The debut collection takes a look at recent immigrants who have fled Ruiz-Camacho’s native land of Mexico because of drug violence. And while he deals with some of the lower-class immigrants who are seeking a better economic life, he focuses primarily on wealthy Mexicans who have fled, many of whom he considers to be “basically war refugees.”
The award was presented by Andres Tijerina, president of the Texas Institute of Letters, at the organization’s 80th annual meeting, held this year in Austin.
Jan Jarboe Russell of San Antonio won the $5,000 Carr P. Collins Award for “The Train to Crystal City: FDR’s Secret Prisoner Exchange Program and America’s Only Family Internment Camp During World War II.”
Austin novelist Sarah Bird received the Lon Tinkle Award for a distinguished career in letters associated with Texas. Her latest novel is “Above the East China Sea,” and her “A Love Letter to Texas Women” from the University of Texas Press was released this month.

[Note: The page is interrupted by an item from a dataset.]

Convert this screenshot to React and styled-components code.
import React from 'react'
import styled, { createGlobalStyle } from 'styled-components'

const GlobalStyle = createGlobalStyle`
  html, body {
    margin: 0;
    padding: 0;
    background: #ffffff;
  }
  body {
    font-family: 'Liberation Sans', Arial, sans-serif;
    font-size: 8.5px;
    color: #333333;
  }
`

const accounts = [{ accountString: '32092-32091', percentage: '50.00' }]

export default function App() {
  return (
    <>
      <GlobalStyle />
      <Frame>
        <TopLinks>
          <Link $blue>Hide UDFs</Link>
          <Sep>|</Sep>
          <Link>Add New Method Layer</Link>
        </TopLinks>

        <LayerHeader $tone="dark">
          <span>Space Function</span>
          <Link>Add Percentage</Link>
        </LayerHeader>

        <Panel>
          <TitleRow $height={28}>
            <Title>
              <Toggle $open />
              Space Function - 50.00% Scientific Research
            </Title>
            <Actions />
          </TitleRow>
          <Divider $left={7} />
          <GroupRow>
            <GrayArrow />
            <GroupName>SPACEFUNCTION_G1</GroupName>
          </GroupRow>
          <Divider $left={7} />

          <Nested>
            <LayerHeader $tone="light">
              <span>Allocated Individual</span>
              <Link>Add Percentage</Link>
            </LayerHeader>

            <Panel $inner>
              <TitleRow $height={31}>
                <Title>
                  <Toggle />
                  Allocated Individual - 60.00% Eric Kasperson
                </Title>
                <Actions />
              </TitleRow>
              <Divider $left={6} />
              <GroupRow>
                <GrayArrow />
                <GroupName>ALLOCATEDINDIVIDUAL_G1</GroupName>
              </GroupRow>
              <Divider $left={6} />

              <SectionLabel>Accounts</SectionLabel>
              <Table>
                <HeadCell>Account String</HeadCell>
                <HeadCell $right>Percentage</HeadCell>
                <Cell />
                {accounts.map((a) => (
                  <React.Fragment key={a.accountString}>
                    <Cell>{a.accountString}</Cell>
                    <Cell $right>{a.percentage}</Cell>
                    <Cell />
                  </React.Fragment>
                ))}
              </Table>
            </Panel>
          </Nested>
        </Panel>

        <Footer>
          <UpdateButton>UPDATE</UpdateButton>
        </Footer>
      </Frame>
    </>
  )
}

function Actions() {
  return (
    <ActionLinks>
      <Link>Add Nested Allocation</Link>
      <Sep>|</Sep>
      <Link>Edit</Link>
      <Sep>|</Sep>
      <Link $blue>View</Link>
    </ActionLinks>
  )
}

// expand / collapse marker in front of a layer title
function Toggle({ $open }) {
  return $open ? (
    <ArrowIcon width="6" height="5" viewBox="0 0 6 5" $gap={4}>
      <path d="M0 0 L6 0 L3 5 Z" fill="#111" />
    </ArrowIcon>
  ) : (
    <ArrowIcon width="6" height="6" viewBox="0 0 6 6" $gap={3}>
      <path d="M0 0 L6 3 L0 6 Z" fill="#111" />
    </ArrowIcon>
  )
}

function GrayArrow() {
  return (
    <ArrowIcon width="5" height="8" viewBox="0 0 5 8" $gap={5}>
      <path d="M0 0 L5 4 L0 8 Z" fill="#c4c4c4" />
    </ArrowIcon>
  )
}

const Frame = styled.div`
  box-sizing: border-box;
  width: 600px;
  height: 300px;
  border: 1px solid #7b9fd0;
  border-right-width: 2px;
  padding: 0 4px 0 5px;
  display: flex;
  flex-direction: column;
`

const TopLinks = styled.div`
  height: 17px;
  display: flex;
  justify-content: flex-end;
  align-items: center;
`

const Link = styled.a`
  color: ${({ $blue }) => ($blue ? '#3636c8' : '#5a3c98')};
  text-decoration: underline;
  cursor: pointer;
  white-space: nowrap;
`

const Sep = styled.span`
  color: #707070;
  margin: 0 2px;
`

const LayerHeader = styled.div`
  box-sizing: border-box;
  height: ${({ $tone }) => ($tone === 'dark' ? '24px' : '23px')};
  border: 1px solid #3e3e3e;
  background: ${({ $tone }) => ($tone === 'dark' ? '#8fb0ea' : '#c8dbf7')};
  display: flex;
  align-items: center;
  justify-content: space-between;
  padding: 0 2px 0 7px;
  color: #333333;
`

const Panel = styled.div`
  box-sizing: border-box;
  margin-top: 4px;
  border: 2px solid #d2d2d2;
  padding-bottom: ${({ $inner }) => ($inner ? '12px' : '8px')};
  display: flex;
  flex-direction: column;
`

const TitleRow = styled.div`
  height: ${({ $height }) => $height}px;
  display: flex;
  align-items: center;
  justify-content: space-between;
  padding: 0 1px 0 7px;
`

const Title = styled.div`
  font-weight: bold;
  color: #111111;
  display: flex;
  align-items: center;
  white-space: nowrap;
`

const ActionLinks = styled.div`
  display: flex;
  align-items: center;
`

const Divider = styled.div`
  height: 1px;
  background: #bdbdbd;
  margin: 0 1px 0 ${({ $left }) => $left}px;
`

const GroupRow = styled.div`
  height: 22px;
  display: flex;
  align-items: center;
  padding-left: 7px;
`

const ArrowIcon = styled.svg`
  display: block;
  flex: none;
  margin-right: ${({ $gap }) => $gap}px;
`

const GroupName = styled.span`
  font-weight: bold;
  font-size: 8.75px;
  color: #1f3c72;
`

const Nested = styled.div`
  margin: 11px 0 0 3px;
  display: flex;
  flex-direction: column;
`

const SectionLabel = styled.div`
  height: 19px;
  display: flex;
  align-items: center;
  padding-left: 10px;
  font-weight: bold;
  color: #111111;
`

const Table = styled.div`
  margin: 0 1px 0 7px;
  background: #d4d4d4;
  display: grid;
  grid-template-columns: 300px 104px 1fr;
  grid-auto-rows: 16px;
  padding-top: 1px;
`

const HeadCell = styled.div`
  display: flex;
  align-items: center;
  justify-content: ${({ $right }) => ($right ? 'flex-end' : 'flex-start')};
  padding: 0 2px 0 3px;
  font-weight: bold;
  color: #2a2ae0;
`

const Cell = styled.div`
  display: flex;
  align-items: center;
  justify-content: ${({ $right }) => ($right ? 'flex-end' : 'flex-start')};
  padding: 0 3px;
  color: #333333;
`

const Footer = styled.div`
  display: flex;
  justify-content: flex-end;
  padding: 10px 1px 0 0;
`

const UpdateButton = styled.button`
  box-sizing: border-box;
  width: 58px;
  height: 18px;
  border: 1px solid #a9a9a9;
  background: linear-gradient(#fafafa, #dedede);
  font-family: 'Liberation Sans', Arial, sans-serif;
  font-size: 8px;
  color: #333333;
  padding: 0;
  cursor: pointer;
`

Other awards at Saturday events went to:
• Andrew Torget III, the Ramirez Family Award for Most Significant Scholarly Book for “Seeds of Empire: Cotton, Slavery, and the Transformation of the Texas Borderlands, 1800-1850.”

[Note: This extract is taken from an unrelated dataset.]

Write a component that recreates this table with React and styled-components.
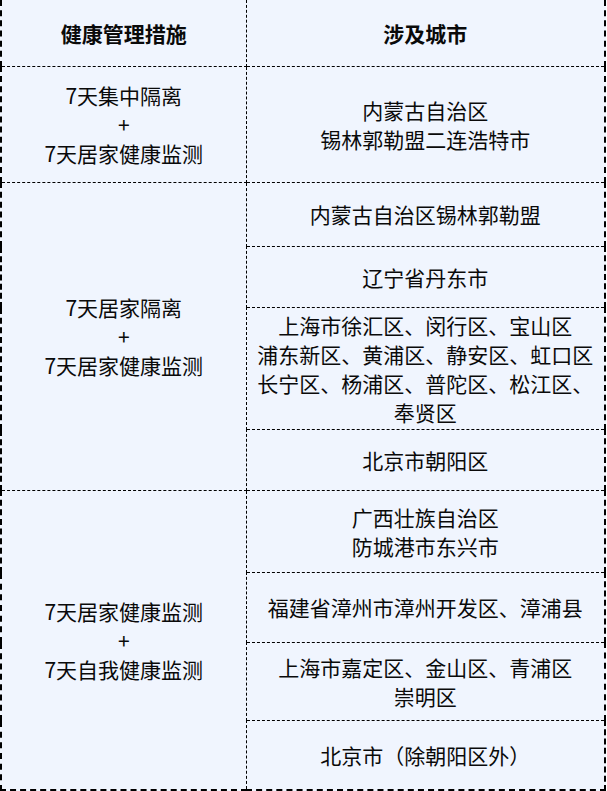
import styled, { createGlobalStyle } from "styled-components";

const GlobalStyle = createGlobalStyle`
  html, body {
    margin: 0;
    padding: 0;
    background: #ffffff;
  }
  body {
    font-family: "Noto Sans CJK SC", "Noto Sans", sans-serif;
  }
`;

const Table = styled.table`
  width: 606px;
  border-collapse: collapse;
  table-layout: fixed;
  background: #f0f5fe;
  color: #0a0a0a;
  font-size: 21px;
  line-height: 29px;
  border-left: 2px dashed #000;
  border-right: 2px dashed #000;
  border-bottom: 2px dashed #000;
`;

const HeadCell = styled.th`
  height: 66px;
  padding: 0;
  font-weight: bold;
  text-align: center;
  vertical-align: middle;
  border-right: 1px dashed #000;
  border-bottom: 1px dashed #000;
`;

const Cell = styled.td`
  height: ${(p) => p.$h}px;
  padding: 0 8px;
  text-align: center;
  vertical-align: middle;
  border-right: 1px dashed #000;
  border-bottom: 1px dashed #000;
  white-space: nowrap;
`;

const groups = [
  {
    measure: ["7天集中隔离", "+", "7天居家健康监测"],
    cities: [{ h: 115, lines: ["内蒙古自治区", "锡林郭勒盟二连浩特市"] }],
  },
  {
    measure: ["7天居家隔离", "+", "7天居家健康监测"],
    cities: [
      { h: 63, lines: ["内蒙古自治区锡林郭勒盟"] },
      { h: 60, lines: ["辽宁省丹东市"] },
      {
        h: 121,
        lines: [
          "上海市徐汇区、闵行区、宝山区",
          "浦东新区、黄浦区、静安区、虹口区",
          "长宁区、杨浦区、普陀区、松江区、",
          "奉贤区",
        ],
      },
      { h: 60, lines: ["北京市朝阳区"] },
    ],
  },
  {
    measure: ["7天居家健康监测", "+", "7天自我健康监测"],
    cities: [
      { h: 81, lines: ["广西壮族自治区", "防城港市东兴市"] },
      { h: 69, lines: ["福建省漳州市漳州开发区、漳浦县"] },
      { h: 77, lines: ["上海市嘉定区、金山区、青浦区", "崇明区"] },
      { h: 68, lines: ["北京市（除朝阳区外）"] },
    ],
  },
];

function Lines({ lines }) {
  return lines.map((l, i) => (
    <span key={i}>
      {i > 0 && <br />}
      {l}
    </span>
  ));
}

export default function App() {
  return (
    <>
      <GlobalStyle />
      <Table>
        <colgroup>
          <col style={{ width: 245 }} />
          <col />
        </colgroup>
        <thead>
          <tr>
            <HeadCell>健康管理措施</HeadCell>
            <HeadCell>涉及城市</HeadCell>
          </tr>
        </thead>
        <tbody>
          {groups.map((g, gi) =>
            g.cities.map((c, ci) => (
              <tr key={`${gi}-${ci}`}>
                {ci === 0 && (
                  <Cell rowSpan={g.cities.length}>
                    <Lines lines={g.measure} />
                  </Cell>
                )}
                <Cell $h={c.h}>
                  <Lines lines={c.lines} />
                </Cell>
              </tr>
            ))
          )}
        </tbody>
      </Table>
    </>
  );
}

• Mary Helen Specht, Steven Turner Award for Best First Published Fiction, for “Migratory Animals.”
• Laurie Ann Guerrero, the Helen C. Smith Award for Best Book of Poetry, for “A Crown for Gumecindo.”
• J. Scott Brownlee, the Bob Bush Memorial Award for First Book of Poetry, for “Requiem for Used Ignition Cap.”
• W.K. Stratton, the Edwin “Bud” Shrake Award for Short Nonfiction, for “My Brother’s Secret,” published in Texas Monthly.
• Brian Van Reet, the Kay Cattarulla Short Story Award, for “The Chaff,” published in Iowa Review.
• Andrea Caillouet, the Fred Whitehead Award for Design of a Trade Book, for “The Luck Archive: Exploring Belief, Superstition, and Tradition,” by Mark Menjivar.
• Marian Schwartz, the Soeurette Diehl Fraser Award for Best Translation of a Book, for “Anna Karenina.”
• Don Tate, the H-E-B/Jean Flynn Children’s Book Award, for “The Remarkable Story of George Moses Horton: Poet.”
• Brian Yansky, the H-E-B Young Adults Book Award, for “Utopia, Iowa.”
• Pat Mora, the Denton Record-Chronicle Best Children’s Picture Book, for “The Remembering Day / El dia de los muertos.”